## Given problem
Copy each line with the word "index" in it.

## Collected material
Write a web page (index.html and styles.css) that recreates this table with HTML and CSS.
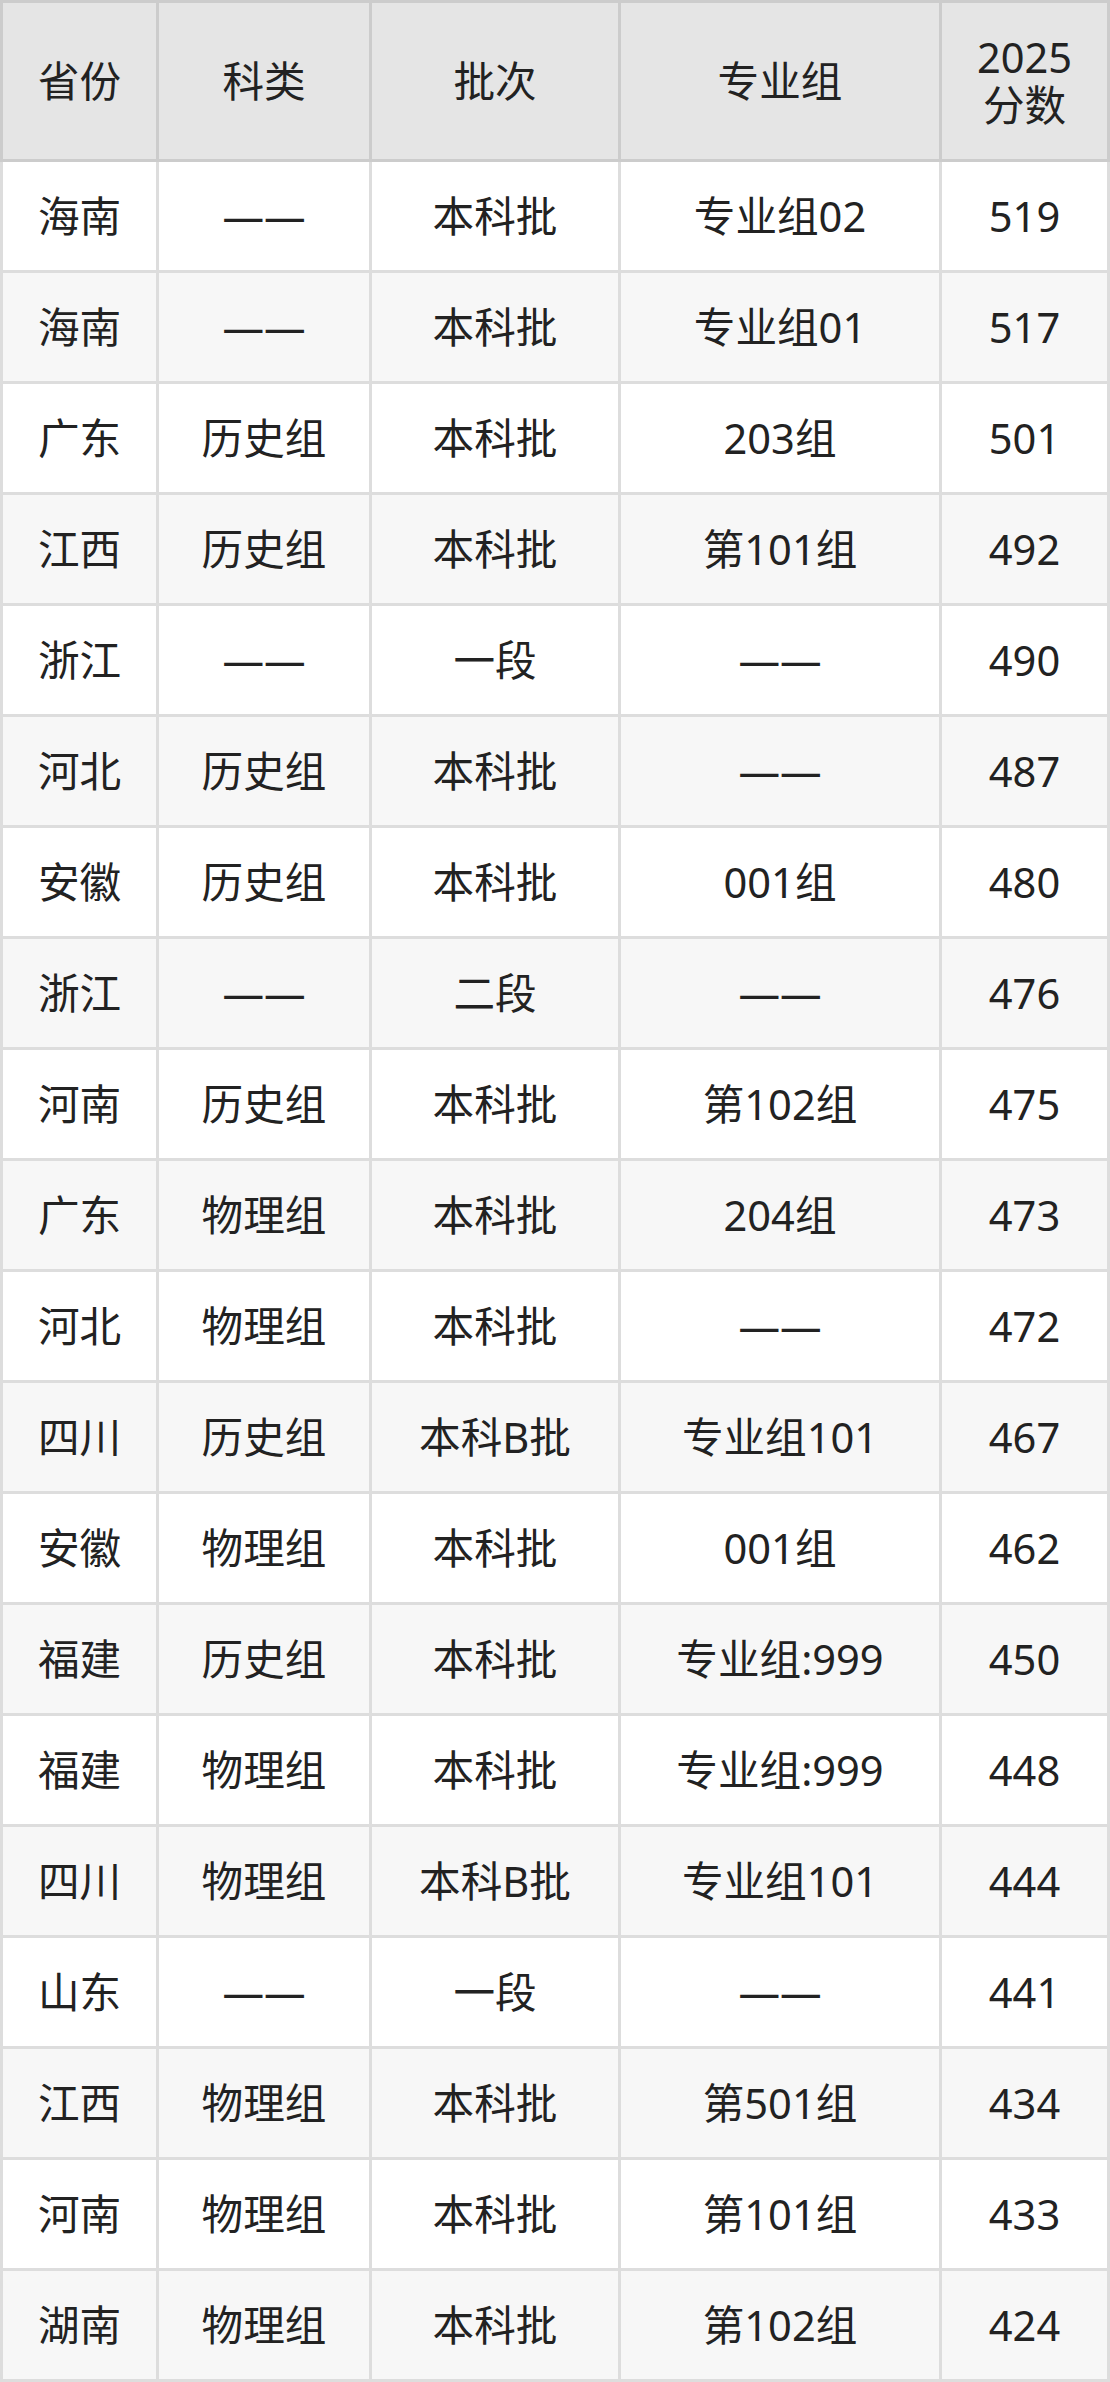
FILE: index.html
```html
<!DOCTYPE html>
<html lang="zh-CN">
<head>
<meta charset="utf-8">
<title>2025分数</title>
<link rel="stylesheet" href="styles.css">
</head>
<body>
<table class="scores">
  <colgroup>
    <col class="c-prov">
    <col class="c-type">
    <col class="c-batch">
    <col class="c-group">
    <col class="c-score">
  </colgroup>
  <thead>
    <tr><th>省份</th><th>科类</th><th>批次</th><th>专业组</th><th>2025<br>分数</th></tr>
  </thead>
  <tbody>
    <tr><td>海南</td><td>——</td><td>本科批</td><td>专业组02</td><td>519</td></tr>
    <tr><td>海南</td><td>——</td><td>本科批</td><td>专业组01</td><td>517</td></tr>
    <tr><td>广东</td><td>历史组</td><td>本科批</td><td>203组</td><td>501</td></tr>
    <tr><td>江西</td><td>历史组</td><td>本科批</td><td>第101组</td><td>492</td></tr>
    <tr><td>浙江</td><td>——</td><td>一段</td><td>——</td><td>490</td></tr>
    <tr><td>河北</td><td>历史组</td><td>本科批</td><td>——</td><td>487</td></tr>
    <tr><td>安徽</td><td>历史组</td><td>本科批</td><td>001组</td><td>480</td></tr>
    <tr><td>浙江</td><td>——</td><td>二段</td><td>——</td><td>476</td></tr>
    <tr><td>河南</td><td>历史组</td><td>本科批</td><td>第102组</td><td>475</td></tr>
    <tr><td>广东</td><td>物理组</td><td>本科批</td><td>204组</td><td>473</td></tr>
    <tr><td>河北</td><td>物理组</td><td>本科批</td><td>——</td><td>472</td></tr>
    <tr><td>四川</td><td>历史组</td><td>本科B批</td><td>专业组101</td><td>467</td></tr>
    <tr><td>安徽</td><td>物理组</td><td>本科批</td><td>001组</td><td>462</td></tr>
    <tr><td>福建</td><td>历史组</td><td>本科批</td><td>专业组:999</td><td>450</td></tr>
    <tr><td>福建</td><td>物理组</td><td>本科批</td><td>专业组:999</td><td>448</td></tr>
    <tr><td>四川</td><td>物理组</td><td>本科B批</td><td>专业组101</td><td>444</td></tr>
    <tr><td>山东</td><td>——</td><td>一段</td><td>——</td><td>441</td></tr>
    <tr><td>江西</td><td>物理组</td><td>本科批</td><td>第501组</td><td>434</td></tr>
    <tr><td>河南</td><td>物理组</td><td>本科批</td><td>第101组</td><td>433</td></tr>
    <tr><td>湖南</td><td>物理组</td><td>本科批</td><td>第102组</td><td>424</td></tr>
  </tbody>
</table>
</body>
</html>
```
FILE: styles.css
```css
html, body {
  margin: 0;
  padding: 0;
  background: #ffffff;
}

body {
  font-family: "Noto Sans", "Noto Sans CJK SC", sans-serif;
  font-size: 41.6px;
  line-height: 48px;
  color: #222222;
}

.scores {
  width: 1110px;
  table-layout: fixed;
  border-collapse: separate;
  border-spacing: 0;
}

.c-prov { width: 159px; }
.c-type { width: 213px; }
.c-batch { width: 249px; }
.c-group { width: 321px; }
.c-score { width: 168px; }

.scores th,
.scores td {
  box-sizing: border-box;
  padding: 0;
  text-align: center;
  vertical-align: middle;
  font-weight: normal;
  white-space: nowrap;
}

.scores th {
  height: 162px;
  background: #e5e5e5;
  border-top: 3px solid #cccccc;
  border-right: 3px solid #cccccc;
  border-bottom: 3px solid #cccccc;
}

.scores th:first-child {
  border-left: 3px solid #cccccc;
}

.scores td {
  height: 111px;
  border-right: 3px solid #dddddd;
  border-bottom: 3px solid #dddddd;
}

.scores td:first-child {
  border-left: 3px solid #dddddd;
}

.scores tbody tr:nth-child(even) td {
  background: #f7f7f7;
}
```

## Answer to the exercise
Write a web page (index.html and styles.css) that recreates this table with HTML and CSS.
FILE: index.html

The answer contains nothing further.